Monday, January 29, 2007

And Another One of Those Pictures

I've taken to discussing this sort of thing by saying "with great power comes great responsibility." Kevin says, somewhat more colorfully "Using AutoCAD for scenery is like cutting butter with a chain saw!"

Here is what draws such comments:

Perhaps I should forego the quip, and the note on the drawing and just estimate the time required to assure that the instructions are followed. Placing a platform ought to take two people about 15 minutes - get it, locate it on stage, affix it, really nothing can be done in less than 30 minutes but for the sake of the discussion we'll say 15. It won't matter.

Placing a platform plus or minus 1/64 of an inch I believe would take (in this theatre) something like 110 people, something on the order of four hours. The more precise measuring is fairly difficult and will require more people to make sure that things are left properly as they are affixed. There's also some fairly complex surveying that would need to be accomplished. Plus, the whole thing would need to be done under stage lights, with the proper ventilation, and with an audience to make sure the temperature and humidity conditions don't vary enough to cause thermal expansion of any of the parts.
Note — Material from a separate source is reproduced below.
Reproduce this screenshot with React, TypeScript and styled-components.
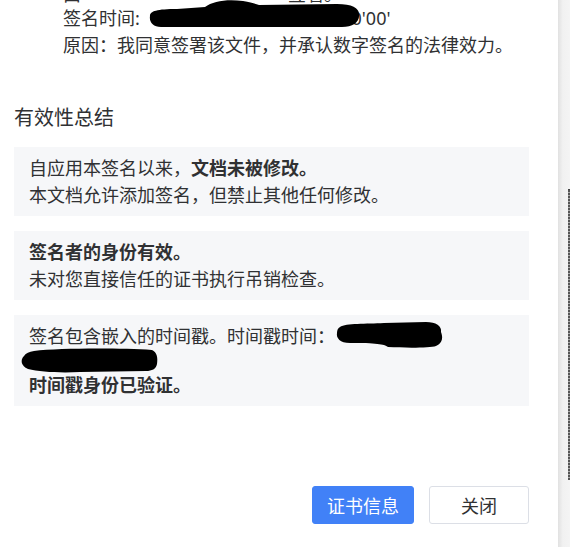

A difference of 439.5 labor hours and 3.75 linear install hours. Might catch someone's attention.

5 comments:

Anonymous said...

i feel like this sort of thing may be inherent in more mouse-based cad programs. while it is not impossible to draft accurately with a mouse in acad (or even in vectorworks, though there are a lot of scenic designers trying to prove me wrong on this one) it seems to encourage inaccuracy

David said...

oh I beg to differ...
this has nothing to do with the mouse and everything to do with specific intent and unit precision...
and even moreso to do with paying attention.

Anonymous said...

I have to agree with David here. I draft daily in Autocad/ADT and often in SketchUp. (Sketchup, btw, is about as mouse based as you can get).

You can draft incredibly precisely in both. The dimension thing is probably 50% about setting up your dimstyle correctly, and 50% about actually drawing correctly, or at least fixing it afterwards.

Then again, concrete tolerances are 1/2" at best.

will said...

again: not meaning to suggest that you cannot be precise in mouse-based-cadding; i know this is not true. i am just saying that if people are given an oppurtunity to be lazy many are likely to take it.

while i agree that having unit precision set to /64s should not be necessary because of the ludicrous amount or effort required to ensure that anything were built that precisely, i would much rather err on the side of precision(is there any way for that not to be oxymoronic?) than of sloppiness. i've received far too many drawings with dimensions overridden or set to 1" tolerance creating obvious difficulties for anyone trying to do work based off of these drawings.

Anonymous said...

Fair enough.

The intention of the dimension is to place a 9" tall platform 8'2-1/2" DS of the back wall. Nobody is going to notice a 5/64th difference. You'll note the other dimension you can see also has a 7/16ths. Probably should be 1/2" there too.

I also think it's more likely that someone is going to misinterpret 27/64ths 1/2", and build it wronger than if it had been simply rounded.

Also, building construction tolerances: the wall you're dimensioning to is accurate to about +/-1/2" if it's concrete or masonry, +/-1/4" if it's steel framed. So if you dimension off the back wall as 8'-2 27/64ths, you can end up anywhere from 8'-2.25" to 8'-2.75" relative to another point on that wall if it's a steel framed wall.